── Collected material ──
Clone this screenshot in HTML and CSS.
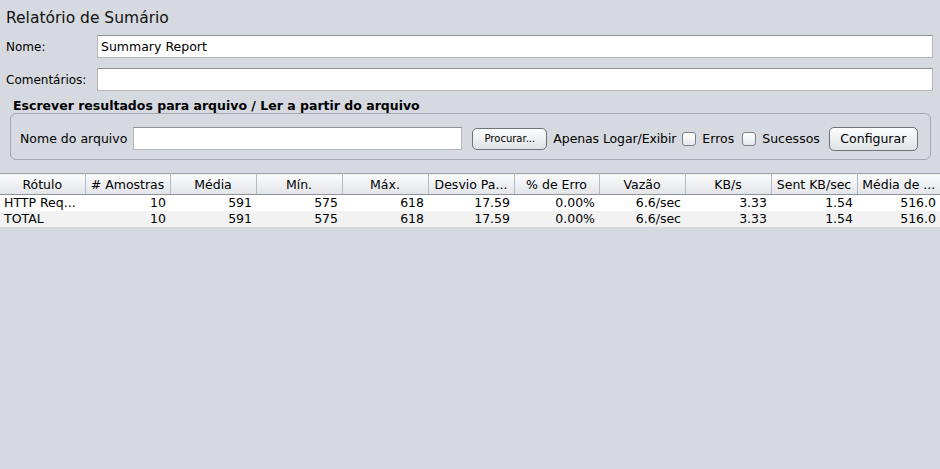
FILE: index.html
```html
<!DOCTYPE html>
<html lang="pt">
<head>
<meta charset="utf-8">
<title>Relatório de Sumário</title>
<link rel="stylesheet" href="styles.css">
</head>
<body>
<div class="page">
  <div class="title">Relatório de Sumário</div>
  <div class="field-row first">
    <label class="field-label">Nome:</label>
    <div class="text-input">Summary Report</div>
  </div>
  <div class="field-row second">
    <label class="field-label">Comentários:</label>
    <div class="text-input"></div>
  </div>
  <div class="section-title">Escrever resultados para arquivo / Ler a partir do arquivo</div>
  <div class="file-panel">
    <span class="plain">Nome do arquivo</span>
    <div class="text-input file-input"></div>
    <button class="btn btn-small">Procurar...</button>
    <span class="plain only-log">Apenas Logar/Exibir</span>
    <span class="checkbox cb-errors"></span>
    <span class="plain cb-label">Erros</span>
    <span class="checkbox cb-success"></span>
    <span class="plain cb-label">Sucessos</span>
    <button class="btn btn-config">Configurar</button>
  </div>
</div>
<table class="report">
  <colgroup>
    <col class="c85"><col class="c85"><col class="c86"><col class="c86"><col class="c86"><col class="c86"><col class="c85"><col class="c86"><col class="c86"><col class="c86"><col class="c83">
  </colgroup>
  <thead>
    <tr>
      <th>Rótulo</th><th># Amostras</th><th>Média</th><th>Mín.</th><th>Máx.</th><th>Desvio Pa...</th><th>% de Erro</th><th>Vazão</th><th>KB/s</th><th>Sent KB/sec</th><th>Média de ...</th>
    </tr>
  </thead>
  <tbody>
    <tr>
      <td class="txt">HTTP Req...</td><td>10</td><td>591</td><td>575</td><td>618</td><td>17.59</td><td>0.00%</td><td>6.6/sec</td><td>3.33</td><td>1.54</td><td>516.0</td>
    </tr>
    <tr class="alt">
      <td class="txt">TOTAL</td><td>10</td><td>591</td><td>575</td><td>618</td><td>17.59</td><td>0.00%</td><td>6.6/sec</td><td>3.33</td><td>1.54</td><td>516.0</td>
    </tr>
  </tbody>
</table>
</body>
</html>
```
FILE: styles.css
```css
html, body {
  margin: 0;
  padding: 0;
  background: #d6d9df;
  font-family: "DejaVu Sans", sans-serif;
  font-size: 12px;
  color: #000;
}
.page {
  padding: 9px 7px 0 6px;
}
.title {
  font-size: 15.5px;
  line-height: 18px;
  height: 18px;
  color: #111;
}
.field-row {
  display: flex;
  align-items: center;
  height: 23px;
}
.field-row.first { margin-top: 8px; }
.field-row.second { margin-top: 10px; }
.field-label {
  width: 91px;
  flex: none;
}
.text-input {
  flex: 1;
  box-sizing: border-box;
  height: 23px;
  background: #fff;
  border: 1px solid #b5b7ba;
  border-top-color: #8e8f91;
  padding: 0 3px;
  line-height: 21px;
  font-size: 12.5px;
}
.section-title {
  margin: 7px 0 0 7px;
  font-weight: bold;
  font-size: 12.5px;
  line-height: 15px;
  height: 15px;
}
.file-panel {
  margin: 0 2px 0 4px;
  height: 47px;
  box-sizing: border-box;
  border: 1px solid #a4a8ae;
  border-radius: 6px;
  display: flex;
  align-items: center;
  padding: 4px 0 0 9px;
  font-size: 12.5px;
}
.plain { white-space: nowrap; }
.file-input {
  flex: none;
  width: 329px;
  margin-left: 6px;
}
.btn {
  font-family: "DejaVu Sans", sans-serif;
  color: #000;
  border: 1px solid #6f7378;
  border-radius: 5px;
  background: linear-gradient(#fdfdfd, #eceef1 55%, #dfe2e6);
  padding: 0;
  box-sizing: border-box;
}
.btn-small {
  width: 75px;
  height: 22px;
  font-size: 10px;
  margin-left: 10px;
}
.only-log { margin-left: 6px; letter-spacing: -0.1px; }
.checkbox {
  width: 14px;
  height: 14px;
  box-sizing: border-box;
  border: 1px solid #7d8186;
  border-radius: 3px;
  background: linear-gradient(#ffffff, #e6e8ec);
  flex: none;
}
.cb-errors { margin-left: 6px; }
.cb-success { margin-left: 8px; }
.cb-label { margin-left: 6px; }
.btn-config {
  width: 89px;
  height: 24px;
  font-size: 12.5px;
  margin-left: 9px;
}
.report {
  margin-top: 13px;
  width: 940px;
  table-layout: fixed;
  border-collapse: collapse;
  border-spacing: 0;
}
.c85 { width: 85px; }
.c86 { width: 86px; }
.c83 { width: 83px; }
.report th {
  font-weight: normal;
  font-size: 12.5px;
  height: 21px;
  padding: 0 2px;
  box-sizing: border-box;
  background: linear-gradient(#fbfbfc, #eceef1 60%, #e2e4e8);
  border-top: 1px solid #9ea2a8;
  border-bottom: 1px solid #8f939a;
  border-right: 1px solid #b6b9bf;
  white-space: nowrap;
  overflow: hidden;
  text-align: center;
}
.report th:last-child { border-right: none; }
.report td {
  height: 16px;
  padding: 0 4px 0 4px;
  line-height: 16px;
  font-size: 12.5px;
  text-align: right;
  background: #fff;
  white-space: nowrap;
  overflow: hidden;
}
.report td.txt { text-align: left; }
.report tr.alt td { background: #f2f2f2; }
```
───
**Short problem**
In your copy, leave out the pictures and reproduce the material above exactly.

**Completed task**
Clone this screenshot in HTML and CSS.
FILE: index.html
```html
<!DOCTYPE html>
<html lang="pt">
<head>
<meta charset="utf-8">
<title>Relatório de Sumário</title>
<link rel="stylesheet" href="styles.css">
</head>
<body>
<div class="page">
  <div class="title">Relatório de Sumário</div>
  <div class="field-row first">
    <label class="field-label">Nome:</label>
    <div class="text-input">Summary Report</div>
  </div>
  <div class="field-row second">
    <label class="field-label">Comentários:</label>
    <div class="text-input"></div>
  </div>
  <div class="section-title">Escrever resultados para arquivo / Ler a partir do arquivo</div>
  <div class="file-panel">
    <span class="plain">Nome do arquivo</span>
    <div class="text-input file-input"></div>
    <button class="btn btn-small">Procurar...</button>
    <span class="plain only-log">Apenas Logar/Exibir</span>
    <span class="checkbox cb-errors"></span>
    <span class="plain cb-label">Erros</span>
    <span class="checkbox cb-success"></span>
    <span class="plain cb-label">Sucessos</span>
    <button class="btn btn-config">Configurar</button>
  </div>
</div>
<table class="report">
  <colgroup>
    <col class="c85"><col class="c85"><col class="c86"><col class="c86"><col class="c86"><col class="c86"><col class="c85"><col class="c86"><col class="c86"><col class="c86"><col class="c83">
  </colgroup>
  <thead>
    <tr>
      <th>Rótulo</th><th># Amostras</th><th>Média</th><th>Mín.</th><th>Máx.</th><th>Desvio Pa...</th><th>% de Erro</th><th>Vazão</th><th>KB/s</th><th>Sent KB/sec</th><th>Média de ...</th>
    </tr>
  </thead>
  <tbody>
    <tr>
      <td class="txt">HTTP Req...</td><td>10</td><td>591</td><td>575</td><td>618</td><td>17.59</td><td>0.00%</td><td>6.6/sec</td><td>3.33</td><td>1.54</td><td>516.0</td>
    </tr>
    <tr class="alt">
      <td class="txt">TOTAL</td><td>10</td><td>591</td><td>575</td><td>618</td><td>17.59</td><td>0.00%</td><td>6.6/sec</td><td>3.33</td><td>1.54</td><td>516.0</td>
    </tr>
  </tbody>
</table>
</body>
</html>
```
FILE: styles.css
```css
html, body {
  margin: 0;
  padding: 0;
  background: #d6d9df;
  font-family: "DejaVu Sans", sans-serif;
  font-size: 12px;
  color: #000;
}
.page {
  padding: 9px 7px 0 6px;
}
.title {
  font-size: 15.5px;
  line-height: 18px;
  height: 18px;
  color: #111;
}
.field-row {
  display: flex;
  align-items: center;
  height: 23px;
}
.field-row.first { margin-top: 8px; }
.field-row.second { margin-top: 10px; }
.field-label {
  width: 91px;
  flex: none;
}
.text-input {
  flex: 1;
  box-sizing: border-box;
  height: 23px;
  background: #fff;
  border: 1px solid #b5b7ba;
  border-top-color: #8e8f91;
  padding: 0 3px;
  line-height: 21px;
  font-size: 12.5px;
}
.section-title {
  margin: 7px 0 0 7px;
  font-weight: bold;
  font-size: 12.5px;
  line-height: 15px;
  height: 15px;
}
.file-panel {
  margin: 0 2px 0 4px;
  height: 47px;
  box-sizing: border-box;
  border: 1px solid #a4a8ae;
  border-radius: 6px;
  display: flex;
  align-items: center;
  padding: 4px 0 0 9px;
  font-size: 12.5px;
}
.plain { white-space: nowrap; }
.file-input {
  flex: none;
  width: 329px;
  margin-left: 6px;
}
.btn {
  font-family: "DejaVu Sans", sans-serif;
  color: #000;
  border: 1px solid #6f7378;
  border-radius: 5px;
  background: linear-gradient(#fdfdfd, #eceef1 55%, #dfe2e6);
  padding: 0;
  box-sizing: border-box;
}
.btn-small {
  width: 75px;
  height: 22px;
  font-size: 10px;
  margin-left: 10px;
}
.only-log { margin-left: 6px; letter-spacing: -0.1px; }
.checkbox {
  width: 14px;
  height: 14px;
  box-sizing: border-box;
  border: 1px solid #7d8186;
  border-radius: 3px;
  background: linear-gradient(#ffffff, #e6e8ec);
  flex: none;
}
.cb-errors { margin-left: 6px; }
.cb-success { margin-left: 8px; }
.cb-label { margin-left: 6px; }
.btn-config {
  width: 89px;
  height: 24px;
  font-size: 12.5px;
  margin-left: 9px;
}
.report {
  margin-top: 13px;
  width: 940px;
  table-layout: fixed;
  border-collapse: collapse;
  border-spacing: 0;
}
.c85 { width: 85px; }
.c86 { width: 86px; }
.c83 { width: 83px; }
.report th {
  font-weight: normal;
  font-size: 12.5px;
  height: 21px;
  padding: 0 2px;
  box-sizing: border-box;
  background: linear-gradient(#fbfbfc, #eceef1 60%, #e2e4e8);
  border-top: 1px solid #9ea2a8;
  border-bottom: 1px solid #8f939a;
  border-right: 1px solid #b6b9bf;
  white-space: nowrap;
  overflow: hidden;
  text-align: center;
}
.report th:last-child { border-right: none; }
.report td {
  height: 16px;
  padding: 0 4px 0 4px;
  line-height: 16px;
  font-size: 12.5px;
  text-align: right;
  background: #fff;
  white-space: nowrap;
  overflow: hidden;
}
.report td.txt { text-align: left; }
.report tr.alt td { background: #f2f2f2; }
```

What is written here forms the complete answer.